- _AVAILABLE DATA_
☆ ☆ ☆ ☆ ☆ ☆ ☆

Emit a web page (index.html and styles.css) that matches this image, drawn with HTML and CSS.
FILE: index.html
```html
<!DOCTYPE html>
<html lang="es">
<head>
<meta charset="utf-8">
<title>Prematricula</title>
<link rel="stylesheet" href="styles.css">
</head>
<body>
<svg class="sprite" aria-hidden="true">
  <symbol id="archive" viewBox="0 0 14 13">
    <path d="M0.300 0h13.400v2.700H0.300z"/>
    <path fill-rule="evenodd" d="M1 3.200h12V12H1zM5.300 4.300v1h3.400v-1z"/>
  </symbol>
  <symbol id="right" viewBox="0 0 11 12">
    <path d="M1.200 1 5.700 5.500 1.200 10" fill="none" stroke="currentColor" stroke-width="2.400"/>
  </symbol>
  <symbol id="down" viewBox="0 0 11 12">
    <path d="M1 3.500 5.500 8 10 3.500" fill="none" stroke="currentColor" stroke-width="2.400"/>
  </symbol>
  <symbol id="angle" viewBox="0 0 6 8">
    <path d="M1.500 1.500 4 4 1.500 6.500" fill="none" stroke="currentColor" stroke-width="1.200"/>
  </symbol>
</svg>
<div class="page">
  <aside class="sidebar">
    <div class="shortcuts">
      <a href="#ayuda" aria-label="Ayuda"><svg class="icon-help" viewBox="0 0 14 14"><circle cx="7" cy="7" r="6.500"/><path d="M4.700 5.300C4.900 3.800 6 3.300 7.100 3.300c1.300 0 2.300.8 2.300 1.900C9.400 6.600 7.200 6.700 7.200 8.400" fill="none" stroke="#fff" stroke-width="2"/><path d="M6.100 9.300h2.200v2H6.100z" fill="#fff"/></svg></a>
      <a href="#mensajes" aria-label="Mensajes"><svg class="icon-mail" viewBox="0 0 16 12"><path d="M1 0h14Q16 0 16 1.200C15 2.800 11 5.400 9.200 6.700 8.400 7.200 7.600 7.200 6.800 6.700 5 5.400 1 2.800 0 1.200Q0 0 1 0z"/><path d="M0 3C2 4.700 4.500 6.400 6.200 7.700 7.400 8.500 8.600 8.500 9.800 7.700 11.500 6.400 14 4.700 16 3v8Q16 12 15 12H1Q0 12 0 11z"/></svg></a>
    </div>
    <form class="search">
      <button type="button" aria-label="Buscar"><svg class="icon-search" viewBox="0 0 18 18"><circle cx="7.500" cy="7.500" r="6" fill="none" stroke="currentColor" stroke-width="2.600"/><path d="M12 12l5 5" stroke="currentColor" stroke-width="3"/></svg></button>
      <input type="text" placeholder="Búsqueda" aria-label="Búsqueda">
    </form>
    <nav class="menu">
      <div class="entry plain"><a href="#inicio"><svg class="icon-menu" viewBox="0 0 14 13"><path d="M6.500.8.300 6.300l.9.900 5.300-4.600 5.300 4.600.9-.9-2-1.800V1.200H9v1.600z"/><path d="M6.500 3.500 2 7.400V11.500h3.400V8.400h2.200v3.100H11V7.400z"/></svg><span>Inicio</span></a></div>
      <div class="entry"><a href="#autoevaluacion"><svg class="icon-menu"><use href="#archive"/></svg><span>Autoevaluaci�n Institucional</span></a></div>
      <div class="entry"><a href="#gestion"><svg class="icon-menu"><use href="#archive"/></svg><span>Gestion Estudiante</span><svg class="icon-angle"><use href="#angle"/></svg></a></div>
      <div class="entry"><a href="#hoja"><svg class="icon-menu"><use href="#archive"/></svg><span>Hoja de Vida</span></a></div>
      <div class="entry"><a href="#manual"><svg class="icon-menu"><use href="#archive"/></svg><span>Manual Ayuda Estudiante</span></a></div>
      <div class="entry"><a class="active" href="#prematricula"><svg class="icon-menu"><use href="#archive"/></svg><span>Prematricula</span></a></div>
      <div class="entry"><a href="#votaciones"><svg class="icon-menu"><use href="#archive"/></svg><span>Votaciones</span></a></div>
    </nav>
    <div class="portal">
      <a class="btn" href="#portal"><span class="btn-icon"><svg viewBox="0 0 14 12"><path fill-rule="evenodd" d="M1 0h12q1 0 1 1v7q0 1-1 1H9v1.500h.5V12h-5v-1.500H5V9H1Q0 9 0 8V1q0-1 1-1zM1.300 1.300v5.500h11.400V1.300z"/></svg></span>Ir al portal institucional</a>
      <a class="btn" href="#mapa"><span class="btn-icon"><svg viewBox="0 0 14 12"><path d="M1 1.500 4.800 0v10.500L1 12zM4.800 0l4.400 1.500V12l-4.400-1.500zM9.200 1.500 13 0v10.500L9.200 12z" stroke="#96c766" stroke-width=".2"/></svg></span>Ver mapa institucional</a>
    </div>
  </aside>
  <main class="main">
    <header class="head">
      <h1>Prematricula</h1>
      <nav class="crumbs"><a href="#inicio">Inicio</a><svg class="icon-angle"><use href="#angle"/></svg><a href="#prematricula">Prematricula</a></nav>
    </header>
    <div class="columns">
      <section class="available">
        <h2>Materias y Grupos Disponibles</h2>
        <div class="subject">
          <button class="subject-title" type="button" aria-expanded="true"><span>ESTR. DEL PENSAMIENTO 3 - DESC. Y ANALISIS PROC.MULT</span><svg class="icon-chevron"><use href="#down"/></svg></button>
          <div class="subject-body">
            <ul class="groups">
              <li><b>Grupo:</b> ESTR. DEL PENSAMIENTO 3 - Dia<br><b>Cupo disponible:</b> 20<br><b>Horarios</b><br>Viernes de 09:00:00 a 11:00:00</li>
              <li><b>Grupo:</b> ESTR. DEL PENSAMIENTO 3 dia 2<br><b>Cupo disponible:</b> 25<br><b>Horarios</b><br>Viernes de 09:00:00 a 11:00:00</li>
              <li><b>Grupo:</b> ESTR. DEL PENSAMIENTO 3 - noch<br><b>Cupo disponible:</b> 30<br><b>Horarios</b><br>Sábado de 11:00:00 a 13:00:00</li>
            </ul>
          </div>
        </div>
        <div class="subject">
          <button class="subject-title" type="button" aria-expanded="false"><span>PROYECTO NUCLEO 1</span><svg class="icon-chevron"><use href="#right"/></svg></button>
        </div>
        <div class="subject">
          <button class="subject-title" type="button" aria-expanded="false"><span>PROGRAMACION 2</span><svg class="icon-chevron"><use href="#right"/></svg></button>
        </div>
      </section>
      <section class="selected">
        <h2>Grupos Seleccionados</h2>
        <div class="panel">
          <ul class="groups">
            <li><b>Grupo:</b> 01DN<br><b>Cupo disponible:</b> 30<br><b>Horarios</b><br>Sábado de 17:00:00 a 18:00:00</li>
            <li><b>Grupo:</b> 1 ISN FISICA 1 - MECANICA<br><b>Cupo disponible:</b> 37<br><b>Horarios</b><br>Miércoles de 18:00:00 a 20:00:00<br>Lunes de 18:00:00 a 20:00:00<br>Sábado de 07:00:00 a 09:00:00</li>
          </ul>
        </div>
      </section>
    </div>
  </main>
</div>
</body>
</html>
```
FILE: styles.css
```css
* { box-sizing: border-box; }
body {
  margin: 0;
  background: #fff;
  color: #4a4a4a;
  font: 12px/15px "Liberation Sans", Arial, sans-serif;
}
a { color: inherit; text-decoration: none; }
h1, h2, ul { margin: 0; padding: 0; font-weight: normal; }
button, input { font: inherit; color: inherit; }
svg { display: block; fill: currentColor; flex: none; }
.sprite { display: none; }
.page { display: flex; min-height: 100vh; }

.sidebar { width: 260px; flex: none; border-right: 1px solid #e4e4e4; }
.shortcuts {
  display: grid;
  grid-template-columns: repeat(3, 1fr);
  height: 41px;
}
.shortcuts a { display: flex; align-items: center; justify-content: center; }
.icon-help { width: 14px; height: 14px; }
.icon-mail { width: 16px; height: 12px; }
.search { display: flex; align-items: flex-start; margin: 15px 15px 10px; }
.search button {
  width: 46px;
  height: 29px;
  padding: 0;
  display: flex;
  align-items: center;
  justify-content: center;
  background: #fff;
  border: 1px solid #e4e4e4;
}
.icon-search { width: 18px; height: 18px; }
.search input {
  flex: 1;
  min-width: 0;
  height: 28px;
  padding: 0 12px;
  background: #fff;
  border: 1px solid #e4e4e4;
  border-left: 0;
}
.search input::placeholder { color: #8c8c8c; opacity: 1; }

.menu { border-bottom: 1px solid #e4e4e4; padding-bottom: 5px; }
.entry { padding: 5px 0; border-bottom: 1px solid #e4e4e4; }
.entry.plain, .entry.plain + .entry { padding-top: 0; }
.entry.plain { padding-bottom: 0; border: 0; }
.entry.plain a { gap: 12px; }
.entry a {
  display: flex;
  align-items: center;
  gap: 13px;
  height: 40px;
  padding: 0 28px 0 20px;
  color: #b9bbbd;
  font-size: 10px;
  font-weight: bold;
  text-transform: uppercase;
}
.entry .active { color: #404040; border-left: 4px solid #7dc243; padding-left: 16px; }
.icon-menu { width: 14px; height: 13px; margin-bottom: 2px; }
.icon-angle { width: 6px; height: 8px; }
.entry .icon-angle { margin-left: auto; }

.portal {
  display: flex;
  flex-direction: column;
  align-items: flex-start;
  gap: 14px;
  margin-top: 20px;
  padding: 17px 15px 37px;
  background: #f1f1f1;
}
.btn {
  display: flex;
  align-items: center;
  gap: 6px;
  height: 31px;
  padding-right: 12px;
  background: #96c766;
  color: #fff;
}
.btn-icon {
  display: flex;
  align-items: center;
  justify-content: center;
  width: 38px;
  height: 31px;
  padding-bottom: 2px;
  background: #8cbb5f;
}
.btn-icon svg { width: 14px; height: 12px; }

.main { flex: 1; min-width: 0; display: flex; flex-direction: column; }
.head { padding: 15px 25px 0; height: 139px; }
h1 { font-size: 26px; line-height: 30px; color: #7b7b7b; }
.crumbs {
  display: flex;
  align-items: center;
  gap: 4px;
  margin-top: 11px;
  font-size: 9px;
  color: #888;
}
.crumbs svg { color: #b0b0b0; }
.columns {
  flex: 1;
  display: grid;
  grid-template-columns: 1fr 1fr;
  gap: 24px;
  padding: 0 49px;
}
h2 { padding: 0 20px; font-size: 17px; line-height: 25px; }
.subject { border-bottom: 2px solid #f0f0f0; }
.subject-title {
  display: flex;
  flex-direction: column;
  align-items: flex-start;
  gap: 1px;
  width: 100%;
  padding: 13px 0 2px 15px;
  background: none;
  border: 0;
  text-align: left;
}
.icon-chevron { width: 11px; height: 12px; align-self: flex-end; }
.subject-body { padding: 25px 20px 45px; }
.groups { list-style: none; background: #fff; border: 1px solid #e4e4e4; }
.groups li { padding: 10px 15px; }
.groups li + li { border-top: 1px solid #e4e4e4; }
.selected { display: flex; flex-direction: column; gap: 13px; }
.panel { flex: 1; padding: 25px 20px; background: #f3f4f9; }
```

☆ ☆ ☆ ☆ ☆ ☆ ☆

- _WORK TO DO_
Out of the material above, select every line that holds the string "styles".

- _FINISHED ANSWER_
Emit a web page (index.html and styles.css) that matches this image, drawn with HTML and CSS.
<link rel="stylesheet" href="styles.css">
FILE: styles.css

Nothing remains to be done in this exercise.